▶ **Required work**: Below are the records; locate each line with the word "screenshot" and copy it.
◆ ◆ ◆ ◆ ◆
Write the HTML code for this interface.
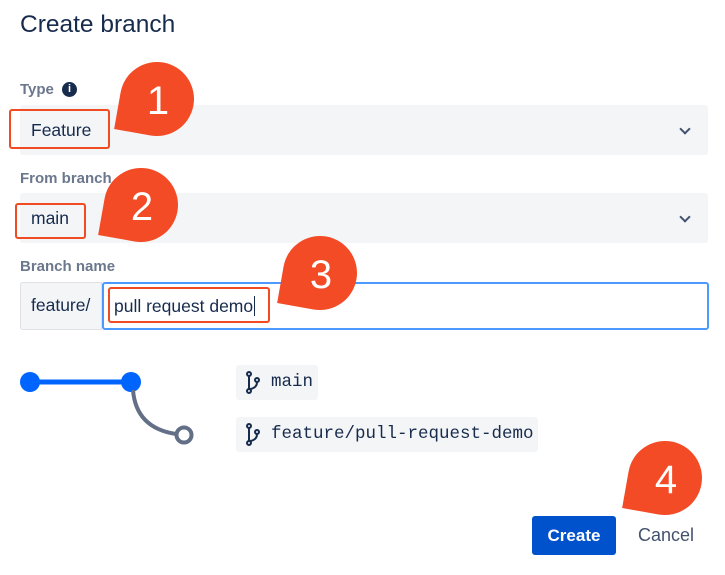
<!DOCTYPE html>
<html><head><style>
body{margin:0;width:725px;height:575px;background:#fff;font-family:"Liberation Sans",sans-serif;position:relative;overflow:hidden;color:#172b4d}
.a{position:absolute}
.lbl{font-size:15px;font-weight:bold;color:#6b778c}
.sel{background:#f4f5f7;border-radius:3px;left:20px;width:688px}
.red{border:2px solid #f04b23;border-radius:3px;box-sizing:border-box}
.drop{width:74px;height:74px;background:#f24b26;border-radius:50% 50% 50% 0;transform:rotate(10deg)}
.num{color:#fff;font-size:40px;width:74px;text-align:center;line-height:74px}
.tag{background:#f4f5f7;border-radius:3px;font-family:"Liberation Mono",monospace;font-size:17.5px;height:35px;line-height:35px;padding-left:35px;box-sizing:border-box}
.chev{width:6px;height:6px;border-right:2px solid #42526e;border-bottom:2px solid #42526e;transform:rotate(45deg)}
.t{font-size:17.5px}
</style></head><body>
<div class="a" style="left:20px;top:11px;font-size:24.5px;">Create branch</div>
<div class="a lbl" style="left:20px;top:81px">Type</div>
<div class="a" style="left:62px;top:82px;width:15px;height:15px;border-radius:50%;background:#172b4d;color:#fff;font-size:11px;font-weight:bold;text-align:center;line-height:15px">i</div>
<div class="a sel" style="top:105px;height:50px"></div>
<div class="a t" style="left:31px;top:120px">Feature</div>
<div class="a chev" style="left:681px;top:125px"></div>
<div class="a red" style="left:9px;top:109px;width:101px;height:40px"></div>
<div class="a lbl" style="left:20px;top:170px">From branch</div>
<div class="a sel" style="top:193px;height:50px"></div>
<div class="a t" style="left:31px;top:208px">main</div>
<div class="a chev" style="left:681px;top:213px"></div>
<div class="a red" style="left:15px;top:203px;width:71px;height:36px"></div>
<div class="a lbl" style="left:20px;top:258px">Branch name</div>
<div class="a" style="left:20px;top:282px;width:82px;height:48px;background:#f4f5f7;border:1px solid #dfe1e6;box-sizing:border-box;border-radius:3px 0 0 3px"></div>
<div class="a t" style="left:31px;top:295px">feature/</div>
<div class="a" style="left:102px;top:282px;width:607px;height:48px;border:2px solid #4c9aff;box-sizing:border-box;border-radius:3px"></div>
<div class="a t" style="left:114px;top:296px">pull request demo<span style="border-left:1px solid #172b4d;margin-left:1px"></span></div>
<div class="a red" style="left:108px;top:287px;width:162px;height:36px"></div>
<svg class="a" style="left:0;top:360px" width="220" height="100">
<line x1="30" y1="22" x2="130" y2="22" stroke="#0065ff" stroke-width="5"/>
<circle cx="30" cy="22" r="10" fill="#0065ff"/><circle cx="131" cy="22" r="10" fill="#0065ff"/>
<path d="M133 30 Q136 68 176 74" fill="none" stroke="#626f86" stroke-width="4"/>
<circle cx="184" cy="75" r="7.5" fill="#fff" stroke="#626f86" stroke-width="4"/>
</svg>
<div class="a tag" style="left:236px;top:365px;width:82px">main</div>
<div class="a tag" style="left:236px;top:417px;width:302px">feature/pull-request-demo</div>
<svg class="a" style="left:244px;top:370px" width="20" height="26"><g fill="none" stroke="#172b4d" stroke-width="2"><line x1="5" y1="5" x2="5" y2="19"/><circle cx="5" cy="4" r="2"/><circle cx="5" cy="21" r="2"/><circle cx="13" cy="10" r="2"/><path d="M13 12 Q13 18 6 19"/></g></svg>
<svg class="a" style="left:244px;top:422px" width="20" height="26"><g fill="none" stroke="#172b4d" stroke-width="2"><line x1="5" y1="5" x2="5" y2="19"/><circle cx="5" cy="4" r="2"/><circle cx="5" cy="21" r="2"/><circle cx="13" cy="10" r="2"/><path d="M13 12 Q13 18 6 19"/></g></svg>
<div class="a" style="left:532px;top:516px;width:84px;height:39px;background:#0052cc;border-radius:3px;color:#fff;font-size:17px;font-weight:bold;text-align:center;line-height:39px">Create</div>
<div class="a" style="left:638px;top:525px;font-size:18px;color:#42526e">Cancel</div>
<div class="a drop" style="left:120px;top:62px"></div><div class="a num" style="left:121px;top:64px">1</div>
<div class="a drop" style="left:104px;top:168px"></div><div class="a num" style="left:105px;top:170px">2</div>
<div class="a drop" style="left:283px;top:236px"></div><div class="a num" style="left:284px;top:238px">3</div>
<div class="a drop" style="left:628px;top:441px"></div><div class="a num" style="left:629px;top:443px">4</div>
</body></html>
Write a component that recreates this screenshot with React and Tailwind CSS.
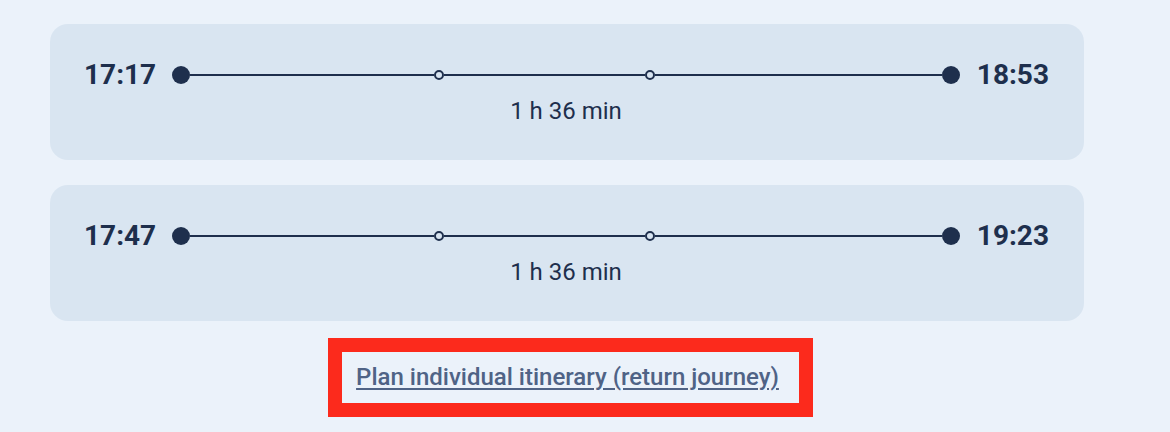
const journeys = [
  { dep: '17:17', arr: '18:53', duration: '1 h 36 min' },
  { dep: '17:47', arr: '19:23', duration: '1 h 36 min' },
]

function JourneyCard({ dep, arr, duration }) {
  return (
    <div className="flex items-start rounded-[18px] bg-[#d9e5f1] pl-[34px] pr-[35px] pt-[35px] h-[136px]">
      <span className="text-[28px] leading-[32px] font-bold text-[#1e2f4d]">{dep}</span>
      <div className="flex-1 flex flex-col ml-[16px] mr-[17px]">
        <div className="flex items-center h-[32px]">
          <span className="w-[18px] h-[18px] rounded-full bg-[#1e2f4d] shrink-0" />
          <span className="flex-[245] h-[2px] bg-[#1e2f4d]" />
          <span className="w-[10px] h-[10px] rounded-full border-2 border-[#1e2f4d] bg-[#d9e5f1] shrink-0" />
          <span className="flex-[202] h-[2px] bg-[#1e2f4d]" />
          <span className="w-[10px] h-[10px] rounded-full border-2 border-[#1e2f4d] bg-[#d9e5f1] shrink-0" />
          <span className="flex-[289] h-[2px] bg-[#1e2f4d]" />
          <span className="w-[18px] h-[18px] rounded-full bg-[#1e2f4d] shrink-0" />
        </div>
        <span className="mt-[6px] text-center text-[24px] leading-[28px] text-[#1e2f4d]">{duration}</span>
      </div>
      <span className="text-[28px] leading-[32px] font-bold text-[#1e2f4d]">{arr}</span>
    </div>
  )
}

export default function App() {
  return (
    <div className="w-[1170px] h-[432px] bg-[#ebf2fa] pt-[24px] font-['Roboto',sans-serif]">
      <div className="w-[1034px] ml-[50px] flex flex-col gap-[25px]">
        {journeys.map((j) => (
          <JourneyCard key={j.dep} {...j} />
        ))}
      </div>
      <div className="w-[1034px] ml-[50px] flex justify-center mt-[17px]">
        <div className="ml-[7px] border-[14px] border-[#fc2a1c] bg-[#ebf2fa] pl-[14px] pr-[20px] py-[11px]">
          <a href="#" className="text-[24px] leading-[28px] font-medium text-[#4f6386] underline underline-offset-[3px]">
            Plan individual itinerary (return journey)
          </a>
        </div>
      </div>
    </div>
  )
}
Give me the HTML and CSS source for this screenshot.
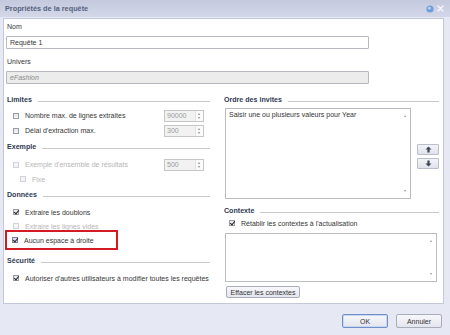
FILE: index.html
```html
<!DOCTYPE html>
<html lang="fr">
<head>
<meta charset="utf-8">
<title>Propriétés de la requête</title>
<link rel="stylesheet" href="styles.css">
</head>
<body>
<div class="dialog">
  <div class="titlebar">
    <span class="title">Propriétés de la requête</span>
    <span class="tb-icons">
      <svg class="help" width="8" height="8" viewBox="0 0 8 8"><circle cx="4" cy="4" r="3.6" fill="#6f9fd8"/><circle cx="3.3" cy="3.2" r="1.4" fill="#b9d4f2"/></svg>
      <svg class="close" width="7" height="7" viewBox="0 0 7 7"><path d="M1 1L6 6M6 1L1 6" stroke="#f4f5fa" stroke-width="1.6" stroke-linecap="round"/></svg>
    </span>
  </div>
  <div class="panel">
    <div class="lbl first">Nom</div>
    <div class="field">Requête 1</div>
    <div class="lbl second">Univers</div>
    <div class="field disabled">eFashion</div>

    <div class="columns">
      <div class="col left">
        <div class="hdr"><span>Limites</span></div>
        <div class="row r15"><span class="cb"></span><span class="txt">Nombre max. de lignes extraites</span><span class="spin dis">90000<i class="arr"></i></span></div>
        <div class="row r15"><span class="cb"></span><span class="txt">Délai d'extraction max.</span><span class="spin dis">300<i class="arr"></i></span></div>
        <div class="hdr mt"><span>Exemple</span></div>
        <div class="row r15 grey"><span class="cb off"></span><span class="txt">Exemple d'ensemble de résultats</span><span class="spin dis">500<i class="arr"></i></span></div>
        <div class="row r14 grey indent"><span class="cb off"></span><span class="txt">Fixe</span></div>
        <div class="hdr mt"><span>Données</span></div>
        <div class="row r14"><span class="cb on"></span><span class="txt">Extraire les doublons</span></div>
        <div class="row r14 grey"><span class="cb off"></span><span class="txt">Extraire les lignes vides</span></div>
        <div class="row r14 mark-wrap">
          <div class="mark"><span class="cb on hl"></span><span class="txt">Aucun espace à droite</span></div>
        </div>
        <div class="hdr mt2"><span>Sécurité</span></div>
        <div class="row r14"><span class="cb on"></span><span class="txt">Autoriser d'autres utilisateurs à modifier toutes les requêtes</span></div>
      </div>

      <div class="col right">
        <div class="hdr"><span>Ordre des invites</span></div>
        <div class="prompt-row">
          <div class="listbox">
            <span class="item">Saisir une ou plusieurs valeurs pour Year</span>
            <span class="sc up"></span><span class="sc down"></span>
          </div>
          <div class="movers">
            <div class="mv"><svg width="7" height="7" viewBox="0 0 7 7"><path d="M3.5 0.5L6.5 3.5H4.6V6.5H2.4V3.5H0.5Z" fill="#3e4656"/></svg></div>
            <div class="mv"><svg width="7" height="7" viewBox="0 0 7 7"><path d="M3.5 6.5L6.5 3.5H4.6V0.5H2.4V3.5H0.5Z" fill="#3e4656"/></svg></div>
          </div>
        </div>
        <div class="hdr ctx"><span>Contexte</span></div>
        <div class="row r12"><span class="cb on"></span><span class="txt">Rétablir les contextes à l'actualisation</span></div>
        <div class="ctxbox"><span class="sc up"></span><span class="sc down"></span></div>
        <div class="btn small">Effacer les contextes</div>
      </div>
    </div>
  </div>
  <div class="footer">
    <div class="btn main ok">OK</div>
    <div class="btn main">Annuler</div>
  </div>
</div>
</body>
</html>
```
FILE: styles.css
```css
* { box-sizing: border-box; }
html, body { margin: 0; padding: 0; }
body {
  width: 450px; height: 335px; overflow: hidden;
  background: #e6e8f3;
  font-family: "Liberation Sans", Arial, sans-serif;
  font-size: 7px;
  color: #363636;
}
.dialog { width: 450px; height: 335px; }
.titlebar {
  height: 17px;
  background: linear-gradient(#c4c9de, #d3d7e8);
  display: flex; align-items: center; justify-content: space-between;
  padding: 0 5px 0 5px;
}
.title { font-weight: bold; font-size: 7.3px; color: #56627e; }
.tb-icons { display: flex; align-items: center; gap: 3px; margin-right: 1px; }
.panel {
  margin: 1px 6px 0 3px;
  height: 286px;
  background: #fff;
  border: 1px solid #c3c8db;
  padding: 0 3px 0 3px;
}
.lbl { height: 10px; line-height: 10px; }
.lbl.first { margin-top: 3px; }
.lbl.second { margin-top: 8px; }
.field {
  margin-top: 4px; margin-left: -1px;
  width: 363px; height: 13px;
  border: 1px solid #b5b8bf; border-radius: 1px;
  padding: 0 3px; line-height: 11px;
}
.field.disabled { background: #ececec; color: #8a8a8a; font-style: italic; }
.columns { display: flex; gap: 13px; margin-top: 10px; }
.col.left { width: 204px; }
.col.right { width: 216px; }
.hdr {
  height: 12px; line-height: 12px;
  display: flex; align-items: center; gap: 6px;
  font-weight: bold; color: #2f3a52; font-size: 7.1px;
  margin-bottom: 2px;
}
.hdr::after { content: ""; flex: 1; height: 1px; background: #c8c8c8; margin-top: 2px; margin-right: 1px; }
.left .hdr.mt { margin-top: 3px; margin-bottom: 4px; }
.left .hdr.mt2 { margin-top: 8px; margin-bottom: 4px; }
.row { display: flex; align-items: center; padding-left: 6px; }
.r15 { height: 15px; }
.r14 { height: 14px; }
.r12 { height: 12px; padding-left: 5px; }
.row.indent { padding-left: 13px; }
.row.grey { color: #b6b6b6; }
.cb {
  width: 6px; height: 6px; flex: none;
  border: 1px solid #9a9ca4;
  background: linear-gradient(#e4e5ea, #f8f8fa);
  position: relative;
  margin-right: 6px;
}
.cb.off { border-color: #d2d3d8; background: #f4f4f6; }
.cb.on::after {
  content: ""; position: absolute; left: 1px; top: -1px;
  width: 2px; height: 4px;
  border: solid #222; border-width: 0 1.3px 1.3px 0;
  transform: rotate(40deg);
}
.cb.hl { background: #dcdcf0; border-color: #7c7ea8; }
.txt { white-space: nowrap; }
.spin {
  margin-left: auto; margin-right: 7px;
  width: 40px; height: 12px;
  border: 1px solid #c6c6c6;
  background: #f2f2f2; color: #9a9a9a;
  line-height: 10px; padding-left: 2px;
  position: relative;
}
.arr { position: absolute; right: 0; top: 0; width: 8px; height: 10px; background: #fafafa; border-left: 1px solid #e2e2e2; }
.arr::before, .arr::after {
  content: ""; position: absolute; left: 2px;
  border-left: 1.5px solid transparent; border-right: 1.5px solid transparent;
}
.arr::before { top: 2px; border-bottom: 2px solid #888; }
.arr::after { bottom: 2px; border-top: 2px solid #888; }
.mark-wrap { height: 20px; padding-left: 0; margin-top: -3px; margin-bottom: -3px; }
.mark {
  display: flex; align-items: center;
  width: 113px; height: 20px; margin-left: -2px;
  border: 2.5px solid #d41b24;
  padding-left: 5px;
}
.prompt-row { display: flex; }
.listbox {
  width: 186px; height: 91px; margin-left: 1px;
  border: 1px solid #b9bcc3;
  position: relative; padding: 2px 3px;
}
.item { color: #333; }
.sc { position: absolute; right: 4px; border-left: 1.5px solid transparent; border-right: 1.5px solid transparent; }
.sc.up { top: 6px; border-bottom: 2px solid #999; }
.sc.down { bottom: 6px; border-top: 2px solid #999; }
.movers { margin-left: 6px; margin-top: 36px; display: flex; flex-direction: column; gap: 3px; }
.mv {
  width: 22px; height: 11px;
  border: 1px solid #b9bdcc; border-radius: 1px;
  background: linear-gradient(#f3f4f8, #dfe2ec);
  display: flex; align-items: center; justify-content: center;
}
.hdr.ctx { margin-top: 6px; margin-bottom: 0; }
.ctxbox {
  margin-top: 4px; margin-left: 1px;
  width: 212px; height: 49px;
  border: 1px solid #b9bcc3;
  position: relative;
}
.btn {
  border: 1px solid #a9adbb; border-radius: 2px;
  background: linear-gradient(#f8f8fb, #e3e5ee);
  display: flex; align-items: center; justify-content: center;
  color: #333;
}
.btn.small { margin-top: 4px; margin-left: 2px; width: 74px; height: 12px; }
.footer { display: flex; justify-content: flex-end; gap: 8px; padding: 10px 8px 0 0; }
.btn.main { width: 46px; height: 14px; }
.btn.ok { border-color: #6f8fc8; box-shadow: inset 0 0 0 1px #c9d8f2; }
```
◆ ◆ ◆ ◆ ◆
▶ **Task response**:
Write a component that recreates this screenshot with React and Tailwind CSS.
Give me the HTML and CSS source for this screenshot.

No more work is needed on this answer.